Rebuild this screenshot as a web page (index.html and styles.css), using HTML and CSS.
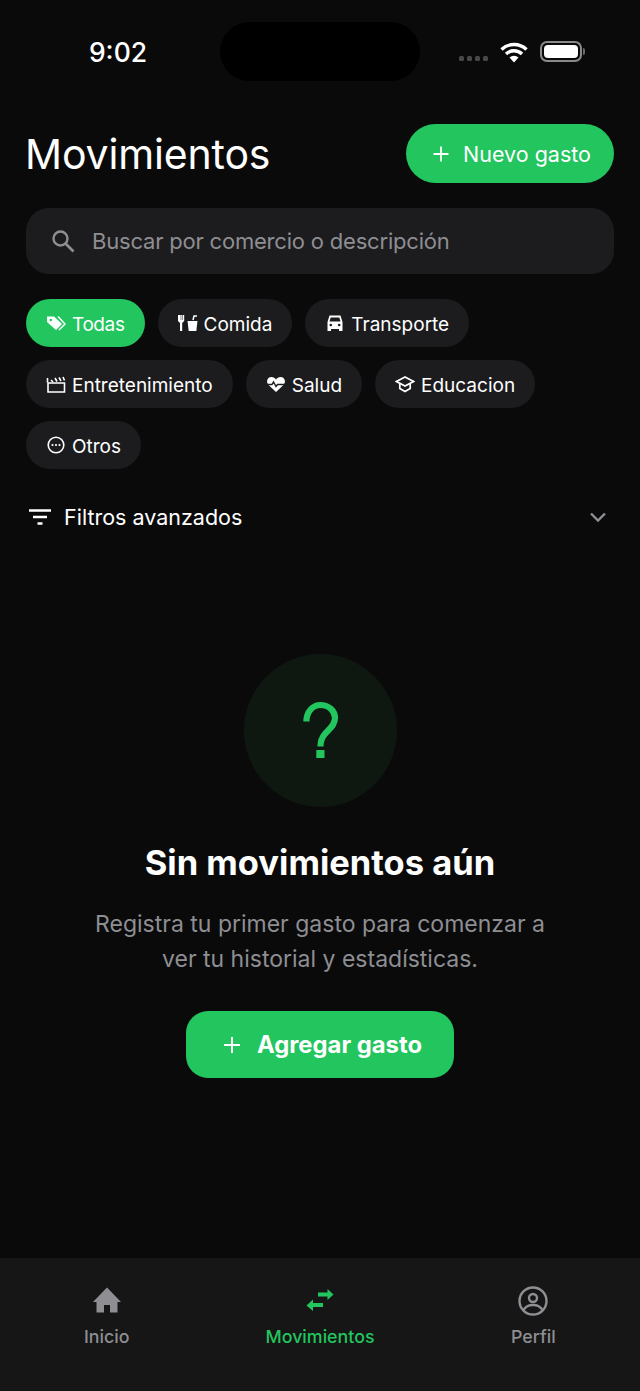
FILE: index.html
```html
<!DOCTYPE html>
<html lang="es">
<head>
  <meta charset="UTF-8">
  <meta name="viewport" content="width=device-width, initial-scale=1.0">
  <title>Movimientos</title>
  <link rel="stylesheet" href="styles.css">
</head>
<body>
  <div class="app">
    <div class="status-bar">
      <div class="status-time">9:02</div>
      <div class="island"></div>
      <div class="status-icons">
        <div class="signal"><i></i><i></i><i></i><i></i></div>
        <svg class="wifi" width="28" height="22" viewBox="0 0 28 22">
          <path d="M1.5 7.5a18 18 0 0 1 25 0M6 12a11.600 11.600 0 0 1 16 0" fill="none" stroke="#fff" stroke-width="3.400"/>
          <path d="M9.500 15.500a6.500 6.500 0 0 1 9 0L14 20.500z" fill="#fff"/>
        </svg>
        <div class="battery"><div class="battery-fill"></div></div>
      </div>
    </div>

    <main class="content">
      <div class="top-row">
        <h1 class="page-title">Movimientos</h1>
        <button class="new-btn">
          <svg width="18" height="18" viewBox="0 0 18 18"><path d="M9 1.500v15M1.500 9h15" stroke="#fff" stroke-width="1.800" fill="none"/></svg>
          Nuevo gasto
        </button>
      </div>

      <div class="search">
        <svg width="26" height="26" viewBox="0 0 26 26"><circle cx="10.500" cy="10.500" r="7" fill="none" stroke="#8e8e93" stroke-width="2.400"/><path d="M15.500 15.500l8 8" stroke="#8e8e93" stroke-width="2.600" fill="none"/></svg>
        <span class="search-text">Buscar por comercio o descripción</span>
      </div>

      <div class="chips">
        <div class="chip active">
          <svg width="20" height="20" viewBox="0 0 20 20"><path d="M1 3.500h7l8 7.500-6 6-9-8z" fill="#fff"/><path d="M12 3.500l7 7.500-6 6" fill="none" stroke="#fff" stroke-width="1.500"/><circle cx="4.800" cy="7" r="1.300" fill="#22c55e"/></svg>
          <span class="chip-label">Todas</span>
        </div>
        <div class="chip">
          <svg width="20" height="20" viewBox="0 0 20 20"><path d="M0 2v6l2 2v8h2.200v-8l2-2V2H5v5h-.5V2H3.200v5h-.5V2z" fill="#fff"/><path d="M9.500 8h10l-1.200 10h-7.600z" fill="#fff"/><path d="M15 7l1-4h3" fill="none" stroke="#fff" stroke-width="1.500"/></svg>
          <span class="chip-label">Comida</span>
        </div>
        <div class="chip">
          <svg width="20" height="20" viewBox="0 0 20 20"><path d="M4.500 2.500h11l2 6.500v9h-3.500v-2H6v2H2.500V9z" fill="#fff"/><path d="M5.700 4.500h8.600l1.200 4h-11z" fill="#1c1c1e"/><circle cx="5.800" cy="12" r="1.300" fill="#1c1c1e"/><circle cx="14.200" cy="12" r="1.300" fill="#1c1c1e"/></svg>
          <span class="chip-label">Transporte</span>
        </div>
        <div class="chip">
          <svg width="20" height="20" viewBox="0 0 20 20"><path d="M2 9h16.500v9H2z" fill="none" stroke="#fff" stroke-width="1.600"/><path d="M1.500 8.500V4M5 6l2 2M9 4l2 3.500M13 3.500l2 3.500M17 3l1.500 3.500" fill="none" stroke="#fff" stroke-width="1.600"/></svg>
          <span class="chip-label">Entretenimiento</span>
        </div>
        <div class="chip">
          <svg width="20" height="20" viewBox="0 0 20 20"><path d="M10 18L2.500 11C-.500 7.500 1.500 3 5.500 3c2 0 3.500 1 4.500 2.500C11 4 12.500 3 14.500 3c4 0 6 4.500 3 8z" fill="#fff"/><path d="M.500 10.500h5.500l1.500-2.500 2.500 4.500 1.500-2h8" fill="none" stroke="#1c1c1e" stroke-width="1.400"/></svg>
          <span class="chip-label">Salud</span>
        </div>
        <div class="chip">
          <svg width="20" height="20" viewBox="0 0 20 20"><path d="M10 3L1.500 7.500 10 12l8.500-4.500z" fill="none" stroke="#fff" stroke-width="1.700"/><path d="M4.800 10v4.500L10 17.500l5.200-3V10" fill="none" stroke="#fff" stroke-width="1.700"/></svg>
          <span class="chip-label">Educacion</span>
        </div>
        <div class="chip">
          <svg width="20" height="20" viewBox="0 0 20 20"><circle cx="10" cy="10" r="7.800" fill="none" stroke="#fff" stroke-width="1.600"/><circle cx="6.500" cy="10" r="1.100" fill="#fff"/><circle cx="10" cy="10" r="1.100" fill="#fff"/><circle cx="13.500" cy="10" r="1.100" fill="#fff"/></svg>
          <span class="chip-label">Otros</span>
        </div>
      </div>

      <div class="filters">
        <svg width="24" height="18" viewBox="0 0 24 18"><path d="M1 2.500h22M5 9h14M9.500 15.500h5" stroke="#fff" stroke-width="2.400" fill="none"/></svg>
        <span class="filters-label">Filtros avanzados</span>
        <svg class="chevron" width="18" height="12" viewBox="0 0 18 12"><path d="M2 2.500l7 7 7-7" stroke="#8e8e93" stroke-width="2.400" fill="none"/></svg>
      </div>

      <div class="empty">
        <div class="empty-circle">
          <svg width="40" height="60" viewBox="0 0 40 60"><path d="M6.400 20.500C6.400 11 12.500 4 20.500 4C29 4 35 10 35 17C35 24.500 29 28 24.500 33.500C22 36.500 20.500 39.500 20.500 45.500" fill="none" stroke="#22c55e" stroke-width="6.200"/><path d="M16.300 49h8.200v8h-8.200z" fill="#22c55e"/></svg>
        </div>
        <h2 class="empty-title">Sin movimientos aún</h2>
        <p class="empty-text">Registra tu primer gasto para comenzar a ver tu historial y estadísticas.</p>
        <button class="add-btn">
          <svg width="20" height="20" viewBox="0 0 20 20"><path d="M10 2v16M2 10h16" stroke="#fff" stroke-width="2" fill="none"/></svg>
          Agregar gasto
        </button>
      </div>
    </main>

    <nav class="tabbar">
      <div class="tab">
        <svg width="30" height="30" viewBox="0 0 30 30"><path d="M15 1.500L1 16h3.500v10.500h7.500V19h6v7.500h7.500V16H29z" fill="#8e8e93"/></svg>
        <span>Inicio</span>
      </div>
      <div class="tab current">
        <svg width="30" height="30" viewBox="0 0 30 30"><path d="M13 6.500h9.500V3l6 5.500-6 5.500v-3.500H13z" fill="#22c55e"/><path d="M18 17H8v-3.500l-6.500 6 6.500 5.500V21h10z" fill="#22c55e"/></svg>
        <span>Movimientos</span>
      </div>
      <div class="tab">
        <svg width="30" height="30" viewBox="0 0 30 30"><circle cx="15" cy="15" r="13.500" fill="none" stroke="#8e8e93" stroke-width="2.400"/><circle cx="15" cy="12" r="4" fill="none" stroke="#8e8e93" stroke-width="2.400"/><path d="M5.500 24c2-3.500 5.500-5 9.500-5s7.500 1.500 9.500 5" fill="none" stroke="#8e8e93" stroke-width="2.400"/></svg>
        <span>Perfil</span>
      </div>
    </nav>
  </div>
</body>
</html>
```

FILE: styles.css
```css
* {
  box-sizing: border-box;
}
html, body {
  margin: 0;
  padding: 0;
}
body {
  font-family: Inter, "Noto Sans", sans-serif;
  background-color: #0a0a0a;
  color: #fff;
}
button {
  font-family: inherit;
  border: none;
  color: #fff;
  background-color: #22c55e;
  display: flex;
  align-items: center;
}
.app {
  width: 640px;
  height: 1391px;
  display: flex;
  flex-direction: column;
}
.status-bar {
  height: 124px;
  padding-top: 22px;
  display: grid;
  grid-template-columns: 220px 200px 220px;
  align-items: start;
}
.status-time {
  font-size: 26.500px;
  font-weight: 500;
  line-height: 60px;
  text-align: center;
  padding-left: 16px;
  width: 220px;
}
.island {
  height: 59px;
  background-color: #000;
  border-radius: 30px;
}
.status-icons {
  height: 59px;
  display: flex;
  align-items: center;
  padding-left: 39px;
}
.signal {
  display: flex;
  gap: 3px;
  margin-top: 13px;
  margin-right: 12px;
}
.signal i {
  display: block;
  width: 5px;
  height: 5px;
  border-radius: 1.500px;
  background-color: #48484a;
}
.wifi {
  margin-right: 12px;
  margin-top: 2px;
}
.battery {
  width: 42px;
  height: 21px;
  border: 2px solid #8a8a8a;
  border-radius: 7px;
  padding: 2px;
  position: relative;
}
.battery::after {
  content: "";
  position: absolute;
  right: -4.500px;
  top: 5px;
  width: 2px;
  height: 7px;
  background-color: #6a6a6a;
  border-radius: 0 2px 2px 0;
}
.battery-fill {
  height: 100%;
  background-color: #fff;
  border-radius: 4px;
}
.content {
  flex: 1;
  padding: 0 26px;
}
.top-row {
  display: flex;
  justify-content: space-between;
  align-items: center;
  height: 59px;
}
.page-title {
  margin: 0 0 0 -1px;
  font-size: 41px;
  font-weight: 400;
  letter-spacing: -0.150px;
}
.new-btn {
  height: 59px;
  width: 208px;
  border-radius: 30px;
  padding-left: 26px;
  gap: 13px;
  font-size: 21.500px;
}
.search {
  margin-top: 25px;
  height: 66px;
  background-color: #1c1c1e;
  border-radius: 23px;
  display: flex;
  align-items: center;
  padding-left: 25px;
  gap: 16px;
}
.search svg {
  margin-left: -1px;
}
.search-text {
  font-size: 22px;
  letter-spacing: -0.200px;
  color: #8e8e93;
}
.chips {
  margin-top: 25px;
  display: flex;
  flex-wrap: wrap;
  gap: 13px;
}
.chip {
  height: 48px;
  border-radius: 24px;
  background-color: #1c1c1e;
  padding: 0 20px;
  display: flex;
  align-items: center;
  gap: 6px;
  font-size: 19px;
}
.chip-label {
  padding-top: 2px;
}
.chip.active {
  background-color: #22c55e;
  letter-spacing: -0.400px;
}
.filters {
  margin-top: 28px;
  height: 40px;
  display: flex;
  align-items: center;
  padding-left: 2px;
}
.filters-label {
  font-size: 21.500px;
  margin-left: 12px;
  flex: 1;
}
.chevron {
  margin-right: 7px;
}
.empty {
  margin-top: 117px;
  display: flex;
  flex-direction: column;
  align-items: center;
}
.empty-circle {
  width: 153px;
  height: 153px;
  border-radius: 50%;
  background-color: #0e1811;
  display: flex;
  align-items: center;
  justify-content: center;
}
.empty-title {
  margin: 34px 0 0;
  font-size: 34.500px;
  line-height: 44px;
  font-weight: 700;
}
.empty-text {
  margin: 22px 0 0;
  width: 470px;
  font-size: 23px;
  line-height: 35px;
  color: #8e8e93;
  text-align: center;
}
.add-btn {
  margin-top: 34px;
  height: 67px;
  width: 268px;
  border-radius: 22px;
  padding-left: 36px;
  gap: 15px;
  font-size: 23.800px;
  font-weight: 700;
}
.tabbar {
  height: 133px;
  background-color: #161616;
  display: grid;
  grid-template-columns: repeat(3, 1fr);
}
.tab {
  padding-top: 28px;
  display: flex;
  flex-direction: column;
  align-items: center;
  gap: 10px;
  color: #8e8e93;
  font-size: 17.800px;
  font-weight: 500;
}
.tab.current {
  color: #22c55e;
}
```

============

WHAT THE TASK ASKS: List each line holding the string "page".

COMPLETE OUTPUT:
Rebuild this screenshot as a web page (index.html and styles.css), using HTML and CSS.
        <h1 class="page-title">Movimientos</h1>
.page-title {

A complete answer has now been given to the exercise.